Mordue’s book may be criticised for the assumption it makes of Cave’s greatness – for example, at one point he matter-of-factly describes Paul Kelly as ‘Nick Cave’s greatest competitor for the crown of Australia’s rock ’n’ roll poet laureate.’ Regardless, the book constructs a compelling portrait of a developing artistic temperament. Cave is the first to admit that his determination outweighed his talent. In a Red Hand Files reply he writes

I had, without any supporting evidence, a shameless and pathological belief in my own awesomeness. Whilst many other musicians’ dreams seem to stretch to getting a gig at the local pub on a Saturday night, my dream was always, always, world domination … As a young person I harnessed the unredeemed aspects of my personality—rage, vengeance, power, self-absorption, rampant ambition—to provide the energy to move beyond my lack of aptitude.

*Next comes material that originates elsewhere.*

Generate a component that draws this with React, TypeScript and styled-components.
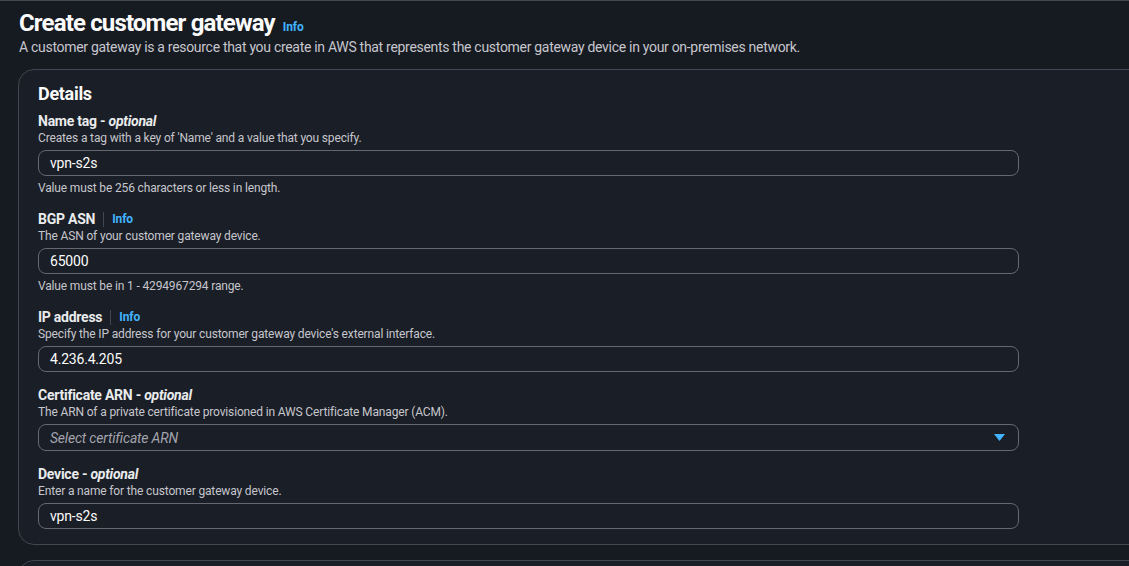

More self-mythologising? Of course. A not-so-humble brag? That too. But it is undeniable that Cave is a cultural institution, one of Australia’s most visible cultural exports of the last forty years – for better or worse. Mordue’s book reminds us that there is a human being behind the Black Crow King, the flaming scarecrow, the rampant misogynist, the empty undertaker’s suit, the private schoolboy, or whatever else we might want to project onto Nick Cave.